In forming such a floor according to the present invention, initial 
densification of settling of the aggregate may be accomplished in a number 
of ways. For example, the first floating operation may be accomplished 
with a corrugated or ribbed float such as a bull float, a vibrating bull 
float or other smooth float apparatus employed with a tamping action. All 
of these different techniques or tools accomplish the same effect of 
settling or densifying the aggregate within the concrete in order to 
produce a thin upper layer formed substantially from cement and sand which 
facilitates the final grinding step as discussed in greater detail below. 

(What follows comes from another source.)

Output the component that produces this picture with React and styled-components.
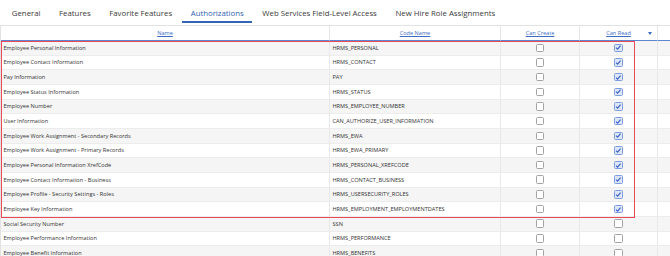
import React from "react";
import styled, { createGlobalStyle } from "styled-components";

const GlobalStyle = createGlobalStyle`
  html, body {
    margin: 0;
    padding: 0;
    background: #ffffff;
    font-family: "Open Sans", "Noto Sans", sans-serif;
  }
`;

const tabs = [
  "General",
  "Features",
  "Favorite Features",
  "Authorizations",
  "Web Services Field-Level Access",
  "New Hire Role Assignments",
];

const rows = [
  ["Employee Personal Information", "HRMS_PERSONAL", true],
  ["Employee Contact Information", "HRMS_CONTACT", true],
  ["Pay Information", "PAY", true],
  ["Employee Status Information", "HRMS_STATUS", true],
  ["Employee Number", "HRMS_EMPLOYEE_NUMBER", true],
  ["User Information", "CAN_AUTHORIZE_USER_INFORMATION", true],
  ["Employee Work Assignment - Secondary Records", "HRMS_EWA", true],
  ["Employee Work Assignment - Primary Records", "HRMS_EWA_PRIMARY", true],
  ["Employee Personal Information XrefCode", "HRMS_PERSONAL_XREFCODE", true],
  ["Employee Contact Information - Business", "HRMS_CONTACT_BUSINESS", true],
  ["Employee Profile - Security Settings - Roles", "HRMS_USERSECURITY_ROLES", true],
  ["Employee Key Information", "HRMS_EMPLOYMENT_EMPLOYMENTDATES", true],
  ["Social Security Number", "SSN", false],
  ["Employee Performance Information", "HRMS_PERFORMANCE", false],
  ["Employee Benefit Information", "HRMS_BENEFITS", false],
];

export default function App() {
  return (
    <Page>
      <GlobalStyle />
      <TabBar>
        {tabs.map((t) => (
          <Tab key={t} active={t === "Authorizations"}>
            {t}
          </Tab>
        ))}
      </TabBar>
      <TableWrap>
        <Grid>
          <HeadCell>
            <HeadLink>Name</HeadLink>
          </HeadCell>
          <HeadCell>
            <HeadLink>Code Name</HeadLink>
          </HeadCell>
          <HeadCell>
            <HeadLink>Can Create</HeadLink>
          </HeadCell>
          <HeadCell>
            <HeadLink>Can Read</HeadLink>
            <SortArrow />
          </HeadCell>
          <HeadCell />
          {rows.map(([name, code, read], i) => (
            <React.Fragment key={code}>
              <Cell shaded={i % 2 === 0}>{name}</Cell>
              <Cell shaded={i % 2 === 0}>{code}</Cell>
              <Cell shaded={i % 2 === 0} center>
                <Check />
              </Cell>
              <Cell shaded={i % 2 === 0} center>
                <Check checked={read} />
              </Cell>
              <Cell shaded={i % 2 === 0} />
            </React.Fragment>
          ))}
        </Grid>
        <Highlight />
      </TableWrap>
    </Page>
  );
}

function Check({ checked }) {
  return (
    <Box checked={checked}>
      {checked && (
        <svg width="7" height="7" viewBox="0 0 8 8">
          <path
            d="M1.3 4.2 L3.2 6 L6.8 1.8"
            fill="none"
            stroke="#3a5fc4"
            strokeWidth="1.4"
          />
        </svg>
      )}
    </Box>
  );
}

const Page = styled.div`
  width: 670px;
  height: 256px;
  overflow: hidden;
`;

const TabBar = styled.div`
  display: flex;
  gap: 2px;
  padding: 0 0 0 3.5px;
  height: 23px;
  align-items: stretch;
`;

const Tab = styled.div`
  display: flex;
  align-items: center;
  padding: 4px 8.3px 0;
  font-size: 7.8px;
  color: ${(p) => (p.active ? "#2f62b3" : "#3a3a3a")};
  border-bottom: 2px solid ${(p) => (p.active ? "#3565b5" : "transparent")};
  white-space: nowrap;
`;

const TableWrap = styled.div`
  position: relative;
  margin-top: 1.5px;
`;

const Grid = styled.div`
  display: grid;
  grid-template-columns: 329px 171px 79px 78px 13px;
  grid-auto-rows: 14.66px;
  grid-template-rows: 15.5px;
  border-top: 1px solid #e2e2e2;
  border-left: 1px solid #e2e2e2;
`;

const HeadCell = styled.div`
  position: relative;
  display: flex;
  align-items: center;
  justify-content: center;
  background: #ffffff;
  border-right: 1px solid #e6e6e6;
  border-bottom: 1px solid #5d86cf;
`;

const HeadLink = styled.span`
  font-size: 5.6px;
  color: #3b6cc2;
  text-decoration: underline;
`;

const SortArrow = styled.span`
  position: absolute;
  right: 5px;
  top: 6px;
  width: 0;
  height: 0;
  border-left: 2px solid transparent;
  border-right: 2px solid transparent;
  border-top: 3px solid #3b6cc2;
`;

const Cell = styled.div`
  display: flex;
  align-items: center;
  justify-content: ${(p) => (p.center ? "center" : "flex-start")};
  padding: 0 2.5px;
  font-size: 5.6px;
  color: #333333;
  white-space: nowrap;
  overflow: hidden;
  background: ${(p) => (p.shaded ? "#f5f5f5" : "#ffffff")};
  border-right: 1px solid #e8e8e8;
  border-bottom: 1px solid #ececec;
`;

const Box = styled.span`
  display: flex;
  align-items: center;
  justify-content: center;
  box-sizing: border-box;
  width: 8.5px;
  height: 8.5px;
  border-radius: 1.5px;
  border: 1px solid ${(p) => (p.checked ? "#7d9de0" : "#a3a3a3")};
  background: ${(p) => (p.checked ? "#dde7f8" : "#ffffff")};
`;

const Highlight = styled.div`
  position: absolute;
  left: 1px;
  top: 16.5px;
  width: 634px;
  height: 176.5px;
  box-sizing: border-box;
  border: 1.5px solid #ea4a58;
  pointer-events: none;
`;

Densification or settling of the aggregate may also be accomplished by 
employing concrete having a relatively high water content. Although such a 
high water content may reduce final strength characteristics of the 
concrete, the additional water tends to cause the aggregate to settle 
within the concrete medium in order to accomplish densification as desired 
by the present invention. 
It is also a further object of the invention to preferably employ a final 
floating operation in order to produce a generally flat surface upon the 
concrete before it is allowed to set up sufficiently for the final 
grinding operation and thereby minimize the amount of surface material 
removed from the concrete. In connection with this floating operation, it 
is important to note that the floor is continuously poured as a monolithic 
unit and portions of the floor rapidly become inaccessible to an operator 
unless the operator is upon the surface of the concrete itself. In the 
"European" technique described above, this presents a substantial problem 
solved by the formation of small areas or alternate strips as described 
above so that the operator could have access to all portions of the 
concrete in order to perform the floating operations when desired. 
According to the present invention, the final floating operation may be 
accomplished immediately after the concrete is first deposited, screeded 
and initially floated. In following such a technique, bleed water would 
subsequently rise from the concrete and be allowed to merely evaporate 
from the surface of the concrete as it sets up prior to the final grinding 
operation. 
On the other hand, it has also been found that final floating may be 
carried out by means of a power tool such as a rotary float or the like 
after the bleed water has risen from the concrete provided that additional 
time elapses so that the concrete sets up sufficiently to support the 
weight of an operator. With the concrete being in this condition, the use 
of a heavy power float is necessary in order to adequately work the 
surface of the concrete in this condition. 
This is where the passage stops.